◆ PROBLEM ◆
Without the pictures, extract every line from the start of the material to the line containing "['w-[84px]', 'w-[83px]', 'w-[54px]', 'w-[65px]', 'w-[54px]'];", both ends included.

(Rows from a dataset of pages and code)
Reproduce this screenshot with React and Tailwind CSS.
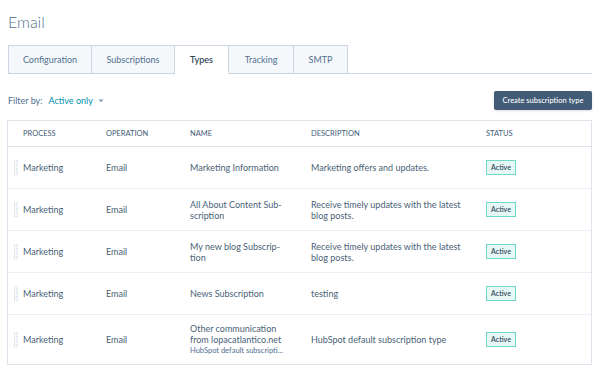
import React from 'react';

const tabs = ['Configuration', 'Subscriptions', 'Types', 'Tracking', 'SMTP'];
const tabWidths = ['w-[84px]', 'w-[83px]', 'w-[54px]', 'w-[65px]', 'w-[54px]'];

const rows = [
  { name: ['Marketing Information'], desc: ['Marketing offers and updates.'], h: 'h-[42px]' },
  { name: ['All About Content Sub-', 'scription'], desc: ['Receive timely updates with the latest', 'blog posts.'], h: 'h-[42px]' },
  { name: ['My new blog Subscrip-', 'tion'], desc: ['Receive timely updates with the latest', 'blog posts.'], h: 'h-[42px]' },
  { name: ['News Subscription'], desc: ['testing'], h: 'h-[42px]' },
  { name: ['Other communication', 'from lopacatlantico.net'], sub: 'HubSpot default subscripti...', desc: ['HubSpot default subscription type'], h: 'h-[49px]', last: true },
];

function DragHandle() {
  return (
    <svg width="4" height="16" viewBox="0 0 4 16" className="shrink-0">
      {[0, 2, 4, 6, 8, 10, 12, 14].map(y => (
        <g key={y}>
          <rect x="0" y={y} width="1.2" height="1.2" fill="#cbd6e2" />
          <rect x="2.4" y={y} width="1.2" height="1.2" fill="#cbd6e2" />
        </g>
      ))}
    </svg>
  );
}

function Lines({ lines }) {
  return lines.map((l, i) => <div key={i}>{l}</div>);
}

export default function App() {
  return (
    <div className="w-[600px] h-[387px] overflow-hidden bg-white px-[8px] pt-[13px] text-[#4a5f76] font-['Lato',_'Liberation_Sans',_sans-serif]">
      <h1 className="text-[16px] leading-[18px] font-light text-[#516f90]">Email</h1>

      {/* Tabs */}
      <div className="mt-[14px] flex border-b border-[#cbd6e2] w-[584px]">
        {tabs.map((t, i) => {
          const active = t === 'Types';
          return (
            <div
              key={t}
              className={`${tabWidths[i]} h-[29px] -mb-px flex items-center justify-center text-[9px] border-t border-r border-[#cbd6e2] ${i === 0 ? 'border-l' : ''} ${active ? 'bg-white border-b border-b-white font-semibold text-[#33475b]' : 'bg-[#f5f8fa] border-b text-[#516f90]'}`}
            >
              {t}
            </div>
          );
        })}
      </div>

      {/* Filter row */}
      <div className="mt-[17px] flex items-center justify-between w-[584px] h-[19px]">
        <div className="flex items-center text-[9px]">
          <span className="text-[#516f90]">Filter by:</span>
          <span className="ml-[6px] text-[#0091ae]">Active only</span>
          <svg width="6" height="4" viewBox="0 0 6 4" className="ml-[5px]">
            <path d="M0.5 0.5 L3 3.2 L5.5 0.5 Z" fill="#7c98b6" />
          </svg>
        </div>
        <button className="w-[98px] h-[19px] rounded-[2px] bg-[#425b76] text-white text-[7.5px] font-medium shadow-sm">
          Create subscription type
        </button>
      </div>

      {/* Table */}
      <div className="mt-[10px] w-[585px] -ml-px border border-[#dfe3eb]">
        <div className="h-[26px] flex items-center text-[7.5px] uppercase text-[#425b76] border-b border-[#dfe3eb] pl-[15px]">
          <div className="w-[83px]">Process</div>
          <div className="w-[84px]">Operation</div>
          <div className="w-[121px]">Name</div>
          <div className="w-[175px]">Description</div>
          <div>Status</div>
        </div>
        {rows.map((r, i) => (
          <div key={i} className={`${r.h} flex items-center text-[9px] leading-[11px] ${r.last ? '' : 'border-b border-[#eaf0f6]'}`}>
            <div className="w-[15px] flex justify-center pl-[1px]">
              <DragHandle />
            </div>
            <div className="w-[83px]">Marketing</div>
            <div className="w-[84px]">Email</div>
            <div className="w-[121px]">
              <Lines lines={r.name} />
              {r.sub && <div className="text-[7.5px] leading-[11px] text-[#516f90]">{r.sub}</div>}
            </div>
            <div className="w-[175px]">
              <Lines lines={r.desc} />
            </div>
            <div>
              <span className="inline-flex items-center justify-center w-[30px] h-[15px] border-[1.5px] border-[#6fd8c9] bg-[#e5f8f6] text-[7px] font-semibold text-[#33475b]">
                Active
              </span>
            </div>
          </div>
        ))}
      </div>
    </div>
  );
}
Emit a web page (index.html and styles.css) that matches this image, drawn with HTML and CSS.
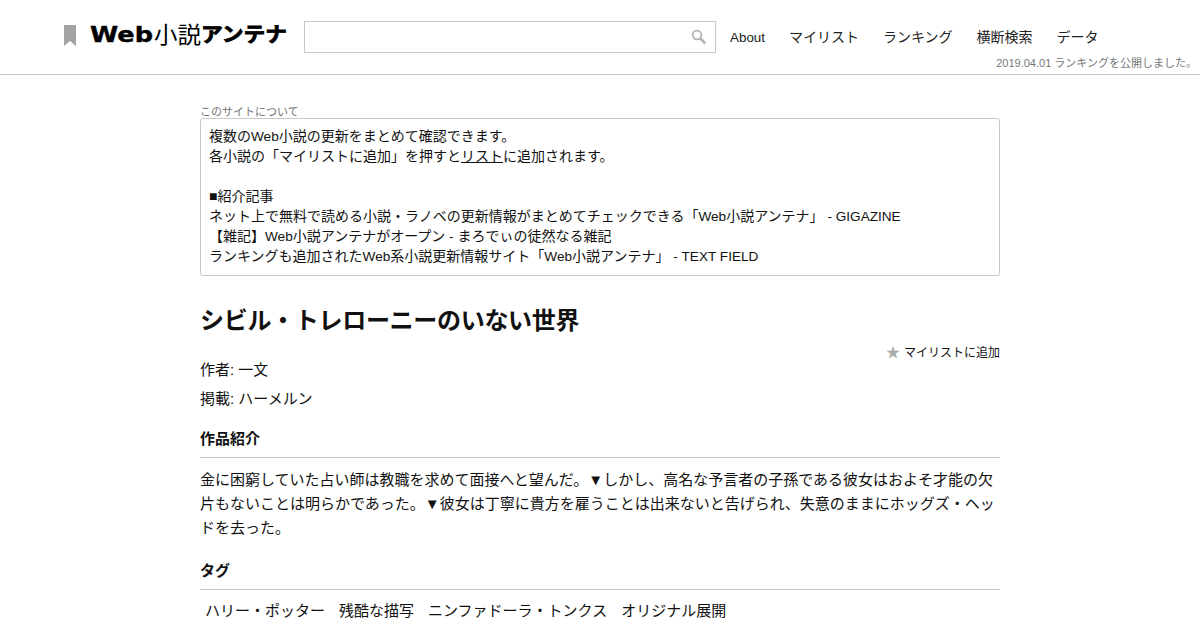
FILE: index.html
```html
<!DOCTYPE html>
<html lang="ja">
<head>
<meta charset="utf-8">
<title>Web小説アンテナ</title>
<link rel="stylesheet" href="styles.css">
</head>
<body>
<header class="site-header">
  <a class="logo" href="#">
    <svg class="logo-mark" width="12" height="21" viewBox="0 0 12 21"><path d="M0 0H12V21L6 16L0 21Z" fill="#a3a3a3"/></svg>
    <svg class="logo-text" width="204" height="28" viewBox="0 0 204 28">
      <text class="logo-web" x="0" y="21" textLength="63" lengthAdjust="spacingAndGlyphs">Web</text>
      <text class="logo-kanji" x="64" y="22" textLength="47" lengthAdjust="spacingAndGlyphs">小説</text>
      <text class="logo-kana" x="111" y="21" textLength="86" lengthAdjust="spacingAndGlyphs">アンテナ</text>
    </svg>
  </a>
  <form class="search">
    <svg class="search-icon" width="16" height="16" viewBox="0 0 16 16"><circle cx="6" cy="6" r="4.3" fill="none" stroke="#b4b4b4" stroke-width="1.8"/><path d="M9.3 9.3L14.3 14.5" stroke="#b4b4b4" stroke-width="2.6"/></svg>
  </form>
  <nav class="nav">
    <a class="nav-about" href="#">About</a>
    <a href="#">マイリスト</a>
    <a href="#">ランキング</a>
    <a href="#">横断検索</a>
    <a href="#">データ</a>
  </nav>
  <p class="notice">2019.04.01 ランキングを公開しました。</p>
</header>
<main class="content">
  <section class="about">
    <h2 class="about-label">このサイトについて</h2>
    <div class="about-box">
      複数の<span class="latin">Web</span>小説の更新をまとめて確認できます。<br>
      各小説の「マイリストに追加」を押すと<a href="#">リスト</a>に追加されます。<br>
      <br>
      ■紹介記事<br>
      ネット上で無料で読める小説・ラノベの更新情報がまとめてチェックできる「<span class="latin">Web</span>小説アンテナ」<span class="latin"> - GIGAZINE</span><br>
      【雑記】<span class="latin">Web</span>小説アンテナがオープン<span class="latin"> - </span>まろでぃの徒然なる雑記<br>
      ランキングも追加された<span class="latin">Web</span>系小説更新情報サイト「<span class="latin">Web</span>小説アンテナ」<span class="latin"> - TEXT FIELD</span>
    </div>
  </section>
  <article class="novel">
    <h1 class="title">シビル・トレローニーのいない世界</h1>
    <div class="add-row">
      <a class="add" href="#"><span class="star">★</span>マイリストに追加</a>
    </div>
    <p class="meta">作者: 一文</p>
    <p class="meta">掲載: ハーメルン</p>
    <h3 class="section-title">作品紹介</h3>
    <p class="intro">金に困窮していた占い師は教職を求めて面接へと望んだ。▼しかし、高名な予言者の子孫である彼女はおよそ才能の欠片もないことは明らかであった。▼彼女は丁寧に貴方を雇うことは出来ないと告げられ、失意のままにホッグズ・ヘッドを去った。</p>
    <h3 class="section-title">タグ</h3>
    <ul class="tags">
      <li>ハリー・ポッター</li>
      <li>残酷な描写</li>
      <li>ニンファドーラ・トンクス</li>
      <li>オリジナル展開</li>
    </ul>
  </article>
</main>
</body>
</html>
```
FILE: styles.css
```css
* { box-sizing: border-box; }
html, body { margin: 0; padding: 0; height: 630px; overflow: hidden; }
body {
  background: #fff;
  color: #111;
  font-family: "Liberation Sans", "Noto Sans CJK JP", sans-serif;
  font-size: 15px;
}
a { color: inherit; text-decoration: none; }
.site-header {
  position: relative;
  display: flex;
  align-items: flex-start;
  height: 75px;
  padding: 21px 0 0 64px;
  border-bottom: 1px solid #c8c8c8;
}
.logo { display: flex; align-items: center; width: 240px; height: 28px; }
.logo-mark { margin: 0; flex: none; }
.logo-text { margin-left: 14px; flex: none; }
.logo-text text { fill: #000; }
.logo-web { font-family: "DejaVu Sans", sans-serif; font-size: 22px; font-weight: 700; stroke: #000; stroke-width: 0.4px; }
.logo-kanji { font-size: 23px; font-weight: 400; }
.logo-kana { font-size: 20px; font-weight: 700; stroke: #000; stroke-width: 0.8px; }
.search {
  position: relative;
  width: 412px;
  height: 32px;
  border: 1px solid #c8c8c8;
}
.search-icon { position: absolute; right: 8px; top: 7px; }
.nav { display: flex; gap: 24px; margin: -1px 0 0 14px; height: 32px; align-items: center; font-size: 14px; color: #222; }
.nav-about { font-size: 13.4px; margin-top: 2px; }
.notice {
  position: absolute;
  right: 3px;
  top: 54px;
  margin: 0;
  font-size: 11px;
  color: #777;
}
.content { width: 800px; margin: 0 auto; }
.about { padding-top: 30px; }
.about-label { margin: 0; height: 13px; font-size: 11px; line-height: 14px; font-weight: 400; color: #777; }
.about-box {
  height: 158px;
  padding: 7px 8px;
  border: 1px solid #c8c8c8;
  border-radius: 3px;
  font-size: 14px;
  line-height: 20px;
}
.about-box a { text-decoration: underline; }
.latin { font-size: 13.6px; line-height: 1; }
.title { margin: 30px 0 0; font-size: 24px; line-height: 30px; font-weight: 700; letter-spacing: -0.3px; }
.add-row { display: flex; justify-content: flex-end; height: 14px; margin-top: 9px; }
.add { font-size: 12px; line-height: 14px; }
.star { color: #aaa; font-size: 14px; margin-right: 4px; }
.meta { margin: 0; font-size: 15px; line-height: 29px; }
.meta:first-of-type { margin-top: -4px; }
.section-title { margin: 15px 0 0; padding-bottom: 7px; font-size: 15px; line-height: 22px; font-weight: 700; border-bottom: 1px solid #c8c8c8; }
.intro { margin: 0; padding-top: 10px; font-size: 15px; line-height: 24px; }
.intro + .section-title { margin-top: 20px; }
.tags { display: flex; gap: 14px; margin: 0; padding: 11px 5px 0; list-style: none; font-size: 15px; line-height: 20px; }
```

◆ TASK ANSWER ◆
Reproduce this screenshot with React and Tailwind CSS.
import React from 'react';

const tabs = ['Configuration', 'Subscriptions', 'Types', 'Tracking', 'SMTP'];
const tabWidths = ['w-[84px]', 'w-[83px]', 'w-[54px]', 'w-[65px]', 'w-[54px]'];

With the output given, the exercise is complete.